◆ **Instructions for the task**
In the records below, reproduce exactly the lines from the one containing "Output the component" through the one containing "string; value: string;", both included, and omit the pictures.

START

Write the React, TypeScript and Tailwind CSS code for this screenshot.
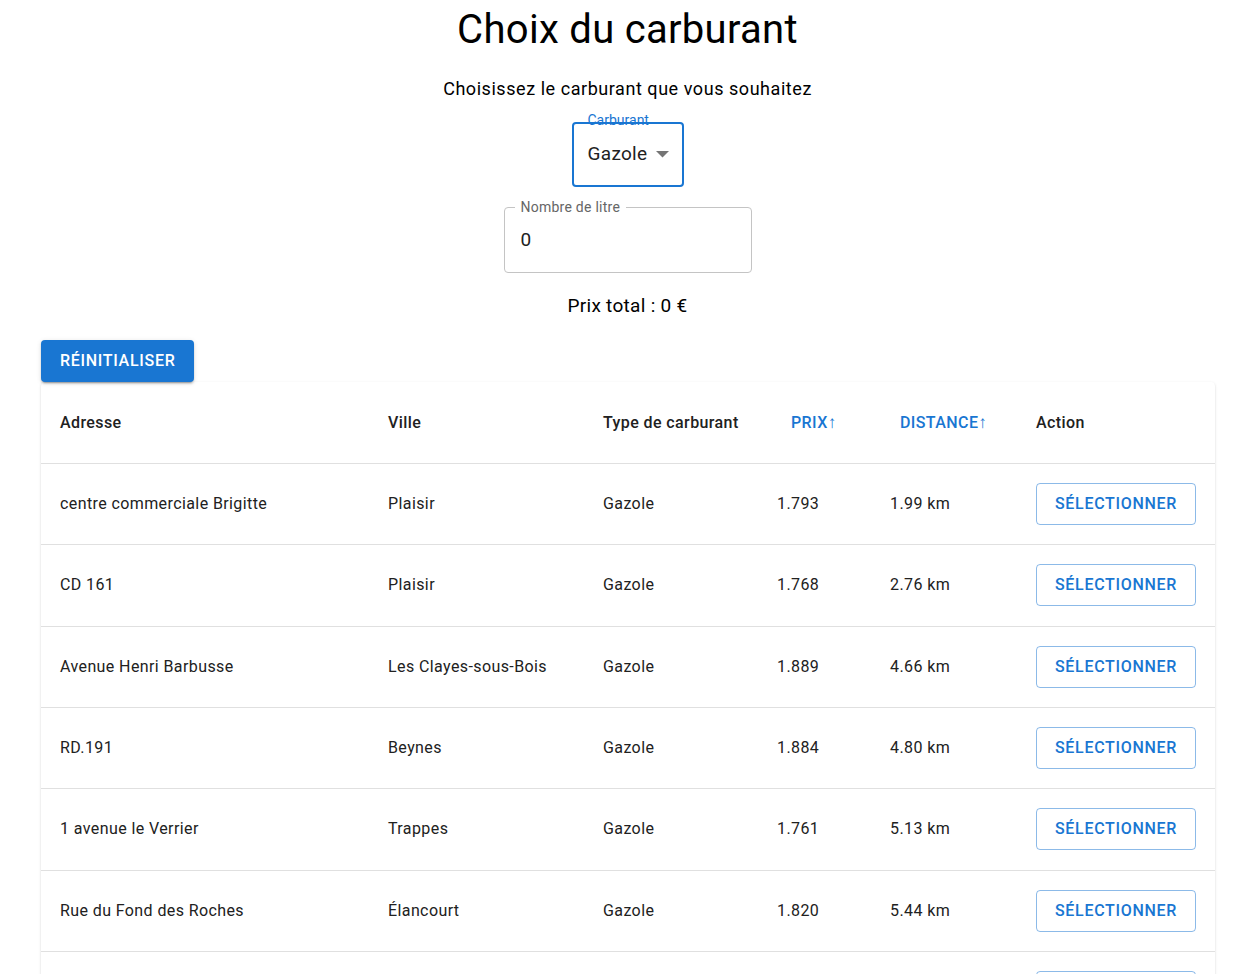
import React, { useState } from "react";

type Station = {
  adresse: string;
  ville: string;
  carburant: string;
  prix: string;
  distance: string;
};

const stations: Station[] = [
  { adresse: "centre commerciale Brigitte", ville: "Plaisir", carburant: "Gazole", prix: "1.793", distance: "1.99 km" },
  { adresse: "CD 161", ville: "Plaisir", carburant: "Gazole", prix: "1.768", distance: "2.76 km" },
  { adresse: "Avenue Henri Barbusse", ville: "Les Clayes-sous-Bois", carburant: "Gazole", prix: "1.889", distance: "4.66 km" },
  { adresse: "RD.191", ville: "Beynes", carburant: "Gazole", prix: "1.884", distance: "4.80 km" },
  { adresse: "1 avenue le Verrier", ville: "Trappes", carburant: "Gazole", prix: "1.761", distance: "5.13 km" },
  { adresse: "Rue du Fond des Roches", ville: "Élancourt", carburant: "Gazole", prix: "1.820", distance: "5.44 km" },
  { adresse: "Route de Dreux", ville: "Neauphle-le-Château", carburant: "Gazole", prix: "1.857", distance: "5.92 km" },
];

const cols = "grid grid-cols-[328px_215px_174px_113px_146px_198px]";

const App = () => {
  const [litres, setLitres] = useState("0");

  return (
    <div className="min-h-screen bg-white font-['Roboto',sans-serif] text-[#212121]">
      {/* header + form */}
      <div className="flex flex-col items-center pl-[2px]">
        <h1 className="mt-[4px] text-[40px] leading-[52px] font-normal tracking-[0.3px] text-black">Choix du carburant</h1>
        <p className="mt-[21px] text-[18px] leading-[24px] tracking-[0.55px] text-black">Choisissez le carburant que vous souhaitez</p>

        {/* select */}
        <div className="relative mt-[21px] w-[112px] h-[65px] border-2 border-[#1976d2] rounded-[4px] flex items-center pl-[14px]">
          <span className="absolute -top-[11px] left-[14px] text-[14px] leading-[14px] text-[#1976d2]">Carburant</span>
          <span className="text-[19px] tracking-[0.3px]">Gazole</span>
          <svg className="ml-[9px]" width="13" height="7" viewBox="0 0 13 7">
            <path d="M0 0 L13 0 L6.5 6.5 Z" fill="#757575" />
          </svg>
        </div>

        {/* litres */}
        <div className="relative mt-[20px] w-[248px] h-[66px] border border-[#c4c4c4] rounded-[4px] flex items-center pl-[16px]">
          <span className="absolute -top-[9px] left-[10px] bg-white px-[6px] text-[14px] leading-[16px] tracking-[0.25px] text-[#666666]">Nombre de litre</span>
          <input
            value={litres}
            onChange={(e) => setLitres(e.target.value)}
            className="w-full text-[19px] outline-none bg-transparent"
          />
        </div>

        <p className="mt-[21px] text-[19px] leading-[24px] tracking-[0.3px] text-black">Prix total : 0 €</p>
      </div>

      {/* reset button */}
      <div className="px-[41px] mt-[22px]">
        <button className="h-[42px] px-[19px] bg-[#1976d2] text-white text-[16px] font-medium tracking-[0.7px] rounded-[4px] shadow-[0_3px_1px_-2px_rgba(0,0,0,0.2),0_2px_2px_0_rgba(0,0,0,0.14),0_1px_5px_0_rgba(0,0,0,0.12)]">
          RÉINITIALISER
        </button>
      </div>

      {/* table */}
      <div className="ml-[41px] w-[1174px] rounded-[4px] bg-white tracking-[0.4px] shadow-[0_2px_1px_-1px_rgba(0,0,0,0.2),0_1px_1px_0_rgba(0,0,0,0.14),0_1px_3px_0_rgba(0,0,0,0.12)]">
        <div className={`${cols} h-[82px] items-center border-b border-[#e0e0e0] text-[16px] font-medium`}>
          <div className="pl-[19px]">Adresse</div>
          <div className="pl-[19px]">Ville</div>
          <div className="pl-[19px]">Type de carburant</div>
          <div className="pl-[33px] text-[#1976d2]">PRIX<span className="text-[17px]">↑</span></div>
          <div className="pl-[29px] text-[#1976d2]">DISTANCE<span className="text-[17px]">↑</span></div>
          <div className="pl-[19px]">Action</div>
        </div>
        {stations.map((s, i) => (
          <div key={i} className={`${cols} h-[81.33px] items-center border-b border-[#e0e0e0] text-[16px]`}>
            <div className="pl-[19px]">{s.adresse}</div>
            <div className="pl-[19px]">{s.ville}</div>
            <div className="pl-[19px]">{s.carburant}</div>
            <div className="pl-[19px]">{s.prix}</div>
            <div className="pl-[19px]">{s.distance}</div>
            <div className="pl-[19px]">
              <button className="h-[42px] w-[160px] border border-[#1976d2]/50 rounded-[4px] text-[#1976d2] text-[16px] font-medium tracking-[0.7px]">
                SÉLECTIONNER
              </button>
            </div>
          </div>
        ))}
      </div>
    </div>
  );
};

export default App;
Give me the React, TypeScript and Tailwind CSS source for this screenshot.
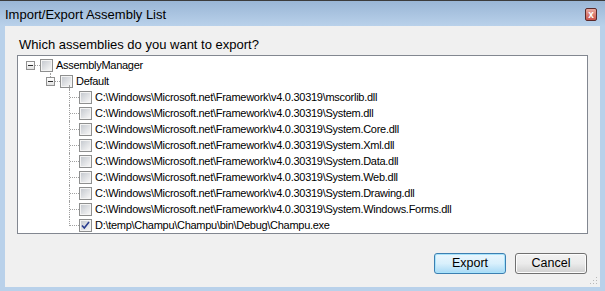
import { ReactNode } from "react";

type Node = {
  label: string;
  level: 0 | 1 | 2;
  checked?: boolean;
  expander?: boolean;
  last?: boolean;
};

const FW = "C:\\Windows\\Microsoft.net\\Framework\\v4.0.30319\\";

const NODES: Node[] = [
  { label: "AssemblyManager", level: 0, expander: true },
  { label: "Default", level: 1, expander: true },
  { label: FW + "mscorlib.dll", level: 2 },
  { label: FW + "System.dll", level: 2 },
  { label: FW + "System.Core.dll", level: 2 },
  { label: FW + "System.Xml.dll", level: 2 },
  { label: FW + "System.Data.dll", level: 2 },
  { label: FW + "System.Web.dll", level: 2 },
  { label: FW + "System.Drawing.dll", level: 2 },
  { label: FW + "System.Windows.Forms.dll", level: 2 },
  { label: "D:\\temp\\Champu\\Champu\\bin\\Debug\\Champu.exe", level: 2, checked: true, last: true },
];

const INDENT = ["pl-[3px]", "pl-[23px]", "pl-[42px]"];

function CheckBox({ checked }: { checked?: boolean }) {
  return (
    <div className="flex h-[13px] w-[13px] shrink-0 items-center justify-center border border-[#8e8f8f] bg-white">
      <div className="flex h-[11px] w-[11px] items-center justify-center border border-[#f4f4f4] bg-gradient-to-br from-[#c6cad0] to-[#f6f6f6]">
        {checked ? (
          <svg width="9" height="9" viewBox="0 0 9 9">
            <path d="M1 4.5 L3.3 7 L8 1" fill="none" stroke="#2a3d8f" strokeWidth="1.6" />
          </svg>
        ) : null}
      </div>
    </div>
  );
}

function Expander() {
  return (
    <div className="relative z-10 flex h-[9px] w-[9px] items-center justify-center border border-[#919191] bg-gradient-to-b from-white to-[#e2e2e2]">
      <div className="h-px w-[5px] bg-[#2d2d2d]" />
    </div>
  );
}

function LineCell({ node }: { node: Node }) {
  let inner: ReactNode;
  if (node.expander) {
    inner = (
      <>
        {node.level === 1 ? (
          <div className="absolute left-[9px] top-0 h-[4px] border-l border-dotted border-[#a0a0a0]" />
        ) : null}
        <div className="absolute left-[14px] top-[8px] w-[5px] border-t border-dotted border-[#a0a0a0]" />
        <Expander />
        {node.level === 1 ? (
          <div className="absolute left-[28px] top-[12px] h-[4px] border-l border-dotted border-[#a0a0a0]" />
        ) : null}
      </>
    );
  } else {
    inner = (
      <>
        <div
          className={
            node.last
              ? "absolute left-[9px] top-0 h-[9px] border-l border-dotted border-[#a0a0a0]"
              : "absolute left-[9px] top-0 h-[16px] border-l border-dotted border-[#a0a0a0]"
          }
        />
        <div className="absolute left-[10px] top-[8px] w-[9px] border-t border-dotted border-[#a0a0a0]" />
      </>
    );
  }
  return <div className="relative flex h-[16px] w-[19px] shrink-0 items-center pl-[5px]">{inner}</div>;
}

function TreeRow({ node }: { node: Node }) {
  return (
    <div className={"flex h-[16px] items-center " + INDENT[node.level]}>
      <LineCell node={node} />
      <CheckBox checked={node.checked} />
      <span className="ml-[3px] whitespace-nowrap text-[11px] leading-[16px] tracking-[-0.28px] text-black">
        {node.label}
      </span>
    </div>
  );
}

function WinButton({ children, focused }: { children: ReactNode; focused?: boolean }) {
  return (
    <button
      type="button"
      className={
        focused
          ? "h-[21px] w-[72px] rounded-[3px] border border-[#3c7fb1] bg-gradient-to-b from-[#eaf6fd] via-[#d9f0fc] to-[#a7d9f5] text-[12.5px] leading-none text-black shadow-[inset_0_0_0_1px_#a8e3fb]"
          : "h-[21px] w-[72px] rounded-[3px] border border-[#707070] bg-gradient-to-b from-[#f2f2f2] via-[#ebebeb] to-[#cfcfcf] text-[12.5px] leading-none text-black shadow-[inset_0_0_0_1px_#fcfcfc]"
      }
    >
      {children}
    </button>
  );
}

export default function App() {
  return (
    <div className="flex h-[291px] w-[605px] flex-col bg-[#b9d1ea] font-['Liberation_Sans',Arial,sans-serif]">
      <div className="h-px bg-[#3c3c3c]" />
      <div className="flex h-[25px] items-center justify-between bg-gradient-to-b from-[#9ab6d6] to-[#b9d1ea] pl-[5px] pr-[8px]">
        <span className="pt-[3px] text-[13px] text-black">Import/Export Assembly List</span>
        <div className="mt-[2px] flex h-[13px] w-[12px] items-center justify-center rounded-[2px] border border-[#5b2a2a] bg-gradient-to-b from-[#e9a99f] to-[#c9534a]">
          <span className="text-[10px] font-bold leading-none text-white">x</span>
        </div>
      </div>
      <div className="mx-[5px] flex h-[261px] flex-col bg-[#f0f0f0] pl-[12px] pr-[12px]">
        <div className="mt-[11px] pl-[2px] text-[13px] leading-[15px] text-black">
          Which assemblies do you want to export?
        </div>
        <div className="mt-[3px] h-[179px] w-[571px] border border-[#828790] bg-white pt-px">
          {NODES.map((node) => (
            <TreeRow key={node.label} node={node} />
          ))}
        </div>
        <div className="mt-[19px] flex justify-end gap-[9px] pr-[1px]">
          <WinButton focused>Export</WinButton>
          <WinButton>Cancel</WinButton>
        </div>
        <div className="relative mt-auto h-[10px]">
          <svg className="absolute -right-[10px] bottom-[2px]" width="8" height="8" viewBox="0 0 8 8">
            <rect x="6" y="0" width="1" height="1" fill="#b8b8b8" />
            <rect x="3" y="3" width="1" height="1" fill="#b8b8b8" />
            <rect x="6" y="3" width="1" height="1" fill="#b8b8b8" />
            <rect x="0" y="6" width="1" height="1" fill="#b8b8b8" />
            <rect x="3" y="6" width="1" height="1" fill="#b8b8b8" />
            <rect x="6" y="6" width="1" height="1" fill="#b8b8b8" />
          </svg>
        </div>
      </div>
    </div>
  );
}
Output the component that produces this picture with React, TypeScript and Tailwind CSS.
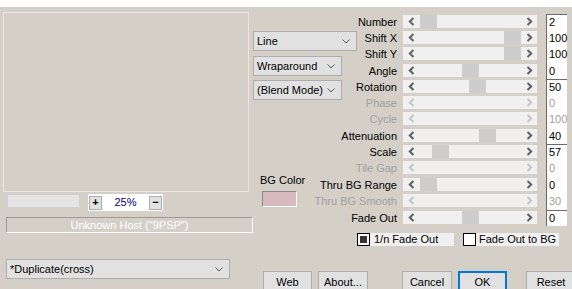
import React from "react";

type Row = { label: string; value: string; enabled: boolean; thumb?: number; topLine?: boolean; h: string };

const rows: Row[] = [
  { label: "Number", value: "2", enabled: true, thumb: 0, topLine: true, h: "h-[16px]" },
  { label: "Shift X", value: "100", enabled: true, thumb: 84, h: "h-[16px]" },
  { label: "Shift Y", value: "100", enabled: true, thumb: 84, h: "h-[17px]" },
  { label: "Angle", value: "0", enabled: true, thumb: 42, h: "h-[16px]" },
  { label: "Rotation", value: "50", enabled: true, thumb: 49, topLine: true, h: "h-[16px]" },
  { label: "Phase", value: "0", enabled: false, h: "h-[16px]" },
  { label: "Cycle", value: "100", enabled: false, h: "h-[17px]" },
  { label: "Attenuation", value: "40", enabled: true, thumb: 59, h: "h-[16px]" },
  { label: "Scale", value: "57", enabled: true, thumb: 12, topLine: true, h: "h-[16px]" },
  { label: "Tile Gap", value: "0", enabled: false, h: "h-[17px]" },
  { label: "Thru BG Range", value: "0", enabled: true, thumb: 0, h: "h-[16px]" },
  { label: "Thru BG Smooth", value: "30", enabled: false, h: "h-[17px]" },
  { label: "Fade Out", value: "0", enabled: true, thumb: 42, topLine: true, h: "h-[16px]" },
];

function Chevron() {
  return (
    <svg width="8" height="5" viewBox="0 0 8 5" className="shrink-0">
      <polyline points="0.5,0.5 4,4 7.5,0.5" fill="none" stroke="#5a5a5a" strokeWidth="1" />
    </svg>
  );
}

function Arrow({ dir, enabled }: { dir: "l" | "r"; enabled: boolean }) {
  const c = enabled ? "#606060" : "#c4c4c4";
  return (
    <svg width="7" height="9" viewBox="0 0 7 9">
      {dir === "l" ? (
        <polyline points="5.5,1 1.8,4.5 5.5,8" fill="none" stroke={c} strokeWidth="2" />
      ) : (
        <polyline points="1.5,1 5.2,4.5 1.5,8" fill="none" stroke={c} strokeWidth="2" />
      )}
    </svg>
  );
}

function Select({ text, w }: { text: string; w: string }) {
  return (
    <div className={`${w} h-[20px] bg-[#e1e1e1] border border-[#adadad] flex items-center justify-between pl-[3px] pr-[6px]`}>
      <span className="text-black whitespace-nowrap">{text}</span>
      <Chevron />
    </div>
  );
}

function Btn({ text, cls }: { text: string; cls: string }) {
  return (
    <div className={`${cls} h-[23px] bg-[#e1e1e1] flex items-center justify-center text-black`}>{text}</div>
  );
}

export default function App() {
  return (
    <div
      className="w-[572px] h-[289px] overflow-hidden bg-[#d4d0c8] text-[11px] leading-[13px]"
      style={{ fontFamily: '"Liberation Sans", Arial, sans-serif' }}
    >
      <div className="h-[7px] bg-white" />
      <div className="flex">
        {/* left column */}
        <div className="w-[253px] shrink-0 flex flex-col">
          <div className="mt-[5px] ml-[3px] w-[246px] h-[180px] border border-[#e9e7e2]" />
          <div className="mt-[2px] flex items-start">
            <div className="ml-[7px] w-[73px] h-[14px] bg-[#e4e4e4] border border-[#cfcfcf]" />
            <div className="ml-[8px] w-[75px] h-[17px] bg-white flex items-center px-[1px]">
              <div className="w-[13px] h-[14px] bg-[#e1e1e1] border border-[#adadad] flex items-center justify-center text-black font-bold leading-none">+</div>
              <div className="flex-1 text-center text-[#000080]">25%</div>
              <div className="w-[13px] h-[14px] bg-[#e1e1e1] border border-[#adadad] flex items-center justify-center text-black font-bold leading-none">−</div>
            </div>
          </div>
          <div className="mt-[6px] ml-[6px] w-[247px] h-[16px] border-t border-l border-[#9a9a9a] border-r border-b border-r-white border-b-white flex items-center justify-center text-white">
            Unknown Host ("9PSP")
          </div>
          <div className="mt-[26px] ml-[6px]">
            <Select text="*Duplicate(cross)" w="w-[224px]" />
          </div>
        </div>

        {/* right column */}
        <div className="flex-1 flex flex-col">
          <div className="flex">
            <div className="w-[104px] shrink-0 flex flex-col">
              <div className="mt-[24px]">
                <Select text="Line" w="w-[104px]" />
              </div>
              <div className="mt-[5px]">
                <Select text="Wraparound" w="w-[89px]" />
              </div>
              <div className="mt-[4px]">
                <Select text="(Blend Mode)" w="w-[89px]" />
              </div>
              <div className="mt-[73px] ml-[7px] h-[14px] text-black leading-[14px] whitespace-nowrap">BG Color</div>
              <div className="mt-[4px] ml-[9px] w-[35px] h-[16px] bg-[#d6babe] border-t border-l border-[#8a8a8a] border-r border-b border-r-white border-b-white" />
            </div>
            <div className="mt-[7px] flex flex-col">
              {rows.map((r) => (
                <div key={r.label} className={`${r.h} flex`}>
                  <div
                    className={`w-[46px] shrink-0 flex justify-end items-center pr-[6px] whitespace-nowrap ${
                      r.enabled ? "text-black" : "text-[#a0a0a0]"
                    }`}
                  >
                    {r.label}
                  </div>
                  <div className="w-[134px] shrink-0 h-[13px] mt-[1px] bg-[#f0f0f0] flex items-stretch">
                    <div className="w-[17px] shrink-0 flex items-center justify-center">
                      <Arrow dir="l" enabled={r.enabled} />
                    </div>
                    <div className="flex-1 flex">
                      {r.thumb !== undefined && (
                        <div className="w-[17px] h-full bg-[#cdcdcd]" style={{ marginLeft: r.thumb }} />
                      )}
                    </div>
                    <div className="w-[16px] shrink-0 flex items-center justify-center">
                      <Arrow dir="r" enabled={r.enabled} />
                    </div>
                  </div>
                  <div className="w-[9px] shrink-0" />
                  <div
                    className={`flex-1 bg-white border-l border-[#6a6a6a] pl-[2px] flex items-center ${
                      r.topLine ? "border-t" : ""
                    } ${r.enabled ? "text-black" : "text-[#a0a0a0]"}`}
                  >
                    {r.value}
                  </div>
                </div>
              ))}
            </div>
          </div>

          <div className="mt-[7px] ml-[104px] flex items-center h-[13px]">
            <div className="w-[13px] h-[13px] bg-white border border-black flex items-center justify-center">
              <div className="w-[7px] h-[7px] bg-[#333333]" />
            </div>
            <div className="w-[84px] h-[13px] bg-[#f0f0f0] pl-[4px] flex items-center text-black whitespace-nowrap">1/n Fade Out</div>
            <div className="ml-[9px] w-[13px] h-[13px] bg-white border border-black" />
            <div className="w-[83px] h-[13px] bg-[#f0f0f0] pl-[3px] flex items-center text-black whitespace-nowrap">Fade Out to BG</div>
          </div>

          <div className="mt-[25px] flex">
            <Btn text="Web" cls="ml-[10px] w-[49px] border border-[#adadad]" />
            <Btn text="About..." cls="ml-[6px] w-[50px] border border-[#adadad]" />
            <Btn text="Cancel" cls="ml-[34px] w-[50px] border border-[#adadad]" />
            <Btn text="OK" cls="ml-[6px] w-[49px] border-2 border-[#0078d7]" />
            <Btn text="Reset" cls="ml-[19px] w-[50px] shrink-0 border border-[#adadad]" />
          </div>
        </div>
      </div>
    </div>
  );
}
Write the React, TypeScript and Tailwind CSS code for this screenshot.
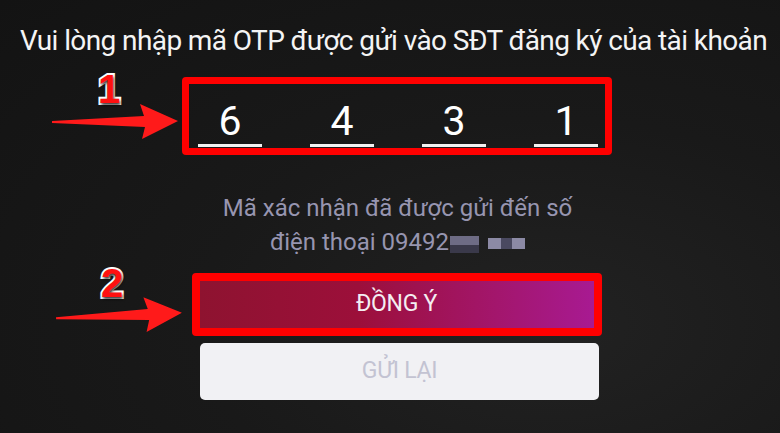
import React from "react";

function Arrow({ className }: { className?: string }) {
  return (
    <svg className={className} viewBox="0 0 126 36" width="126" height="36">
      <path d="M0 17 L92 12 L88 0 L126 17 L90 35 L93 23 L0 19 Z" fill="#ff1a1a" />
    </svg>
  );
}

function Badge({ n, className }: { n: string; className?: string }) {
  return (
    <div
      className={`absolute text-[40px] leading-none font-bold text-[#ff1010] [-webkit-text-stroke:4px_#ffffff] [paint-order:stroke_fill] [text-shadow:1px_2px_3px_rgba(0,0,0,0.8)] ${className ?? ""}`}
      style={{ fontFamily: '"Liberation Sans", Arial, sans-serif' }}
    >
      {n}
    </div>
  );
}

export default function App() {
  const digits = ["6", "4", "3", "1"];
  return (
    <div
      className="relative w-[780px] h-[433px] overflow-hidden bg-[#161616] flex flex-col items-center"
      style={{ fontFamily: 'Roboto, "Noto Sans", sans-serif' }}
    >
      <div className="absolute inset-0 bg-[radial-gradient(ellipse_at_70%_75%,#222222_0%,#191919_45%,#131313_100%)]" />

      <div className="relative mt-[24px] ml-[7px] text-[28px] leading-[34px] text-[#f4f4f4] whitespace-nowrap tracking-[-0.6px]">
        Vui lòng nhập mã OTP được gửi vào SĐT đăng ký của tài khoản
      </div>

      <div className="relative mt-[19px] ml-[14px] w-[430px] h-[78px] border-[7px] border-[#ff0000] rounded-[4px] flex items-end pl-[9px] pb-[1px] gap-[48px]">
        {digits.map((d) => (
          <div key={d} className="w-[64px] flex flex-col items-center">
            <div className="text-[41px] leading-[41px] font-normal text-white">{d}</div>
            <div className="mt-[2px] w-[64px] h-[3px] bg-[#f2f2f2]" />
          </div>
        ))}
      </div>

      <div className="relative mt-[36px] ml-[15px] text-[24px] leading-[34px] text-[#9795b0] text-center">
        <div>Mã xác nhận đã được gửi đến số</div>
        <div className="flex items-center justify-center">
          <span>điện thoại 09492</span>
          <span className="ml-[1px] flex flex-col w-[29px] h-[17px] mt-[4px]">
            <span className="h-[9px] bg-[#6e6c85]" />
            <span className="h-[8px] bg-[#3a394a]" />
          </span>
          <span className="ml-[9px] flex w-[37px] h-[11px] mt-[2px]">
            <span className="w-[13px] bg-[#8c8aa5]" />
            <span className="w-[11px] bg-[#4a4960]" />
            <span className="w-[13px] bg-[#8c8aa5]" />
          </span>
        </div>
      </div>

      <div className="relative mt-[14px] ml-[13px] w-[410px] h-[63px] border-[8px] border-[#ff0000] rounded-[4px] bg-[linear-gradient(90deg,#8e1330_0%,#9c0f3a_40%,#a3166c_75%,#a81a92_100%)] flex items-center justify-center">
        <span className="text-[23px] text-[#f4eef2] tracking-[-0.3px]">ĐỒNG Ý</span>
      </div>

      <div className="relative mt-[7px] ml-[19px] w-[399px] h-[57px] rounded-[5px] bg-[#f1f1f4] flex items-center justify-center">
        <span className="text-[23px] text-[#c3c3d2] tracking-[-0.3px]">GỬI LẠI</span>
      </div>

      <Badge n="1" className="left-[98px] top-[69px]" />
      <Arrow className="absolute left-[52px] top-[104px]" />
      <Badge n="2" className="left-[101px] top-[263px]" />
      <Arrow className="absolute left-[56px] top-[298px] rotate-[-2deg]" />
    </div>
  );
}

END

◆ **Output below**
Output the component that produces this picture with React, TypeScript and Tailwind CSS.
import React from "react";

type Row = { label: string; value: string; enabled: boolean; thumb?: number; topLine?: boolean; h: string };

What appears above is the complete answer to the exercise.